A festa do adeus

A velhice cantada por Cartola tem uma mistura inusitada de melancolia e felicidade. A primeira canção de Cartola 70 anos (1979) é a linda “O inverno do meu tempo”, em que a imagem óbvia da última estação do ano é evocada, mas não para falar de morte e decadência. O inverno do tempo do sambista “começa a brotar, a minar”, numa força inaugural rara nas caracterizações da velhice.

Mas não é, tampouco, uma oposição simples à tristeza do fim. Ele não supercompensa a morte anulando a velhice. Pelo contrário: a acentua. “Os sonhos do passado/ no passado estão presentes” e “Já não sinto saudade/ Saudades de nada que vi”. A velhice é absoluta, rege a vida do poeta, e ele está em paz com o que geralmente é caracterizado como coisa ruim, porque o inverno não é ruim. E é cheio de alvoradas.

A juventude, sim, é penosa. “Chorando eu vi a mocidade perdida”, ele canta em “O sol nascerá”. O mundo é um moinho que destrói os sonhos, as esperanças, os amores. E a vida, enquanto acontece, é possibilidade de tristeza: “Infelizmente/ não iremos ao fim da estrada/ eu bem sei, estás cansada/ e eu também cansei”. Mas o imperativo da aurora não deixa a tristeza ser ponto final: “Faz o que te digo, amor/ vá, voltes daqui/ quero te ver contente/ te ver alegre, sempre a sorrir”.

Para Cartola, a velhice não é fim.
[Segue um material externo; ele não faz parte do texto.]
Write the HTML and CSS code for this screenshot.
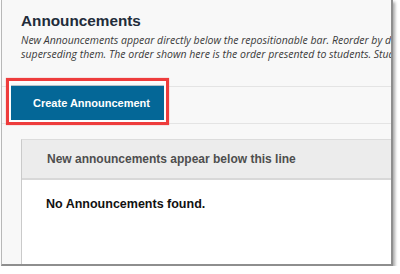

Faz parte da vida, e a vida é começo e recomeço. O que a velhice traz é a consciência do começo e de sua potência, sempre presente, de alegria. Por isso tanta “esperança” nas letras, tanta aurora, alvorada. “Na madrugada iremos pra casa cantando.”

“Apesar de todo erro/ espero ainda/ que a festa do adeus/ seja a festa da vinda”, ele canta no disco de 1974. Cuja primeira faixa, “Disfarça e chora”, dá o valor da tristeza: “Todo pranto tem hora/ e eu vejo o seu pranto cair/ no momento mais certo/ […] e o seu pranto, ó triste senhora/ vai molhar o deserto”. A alegria encontrada na velhice é feita da tristeza da vida, que o poeta nos aconselha a também desfrutar, pois ela não dura pra sempre. “Aproveita a voz do lamento/ que já vem a aurora.”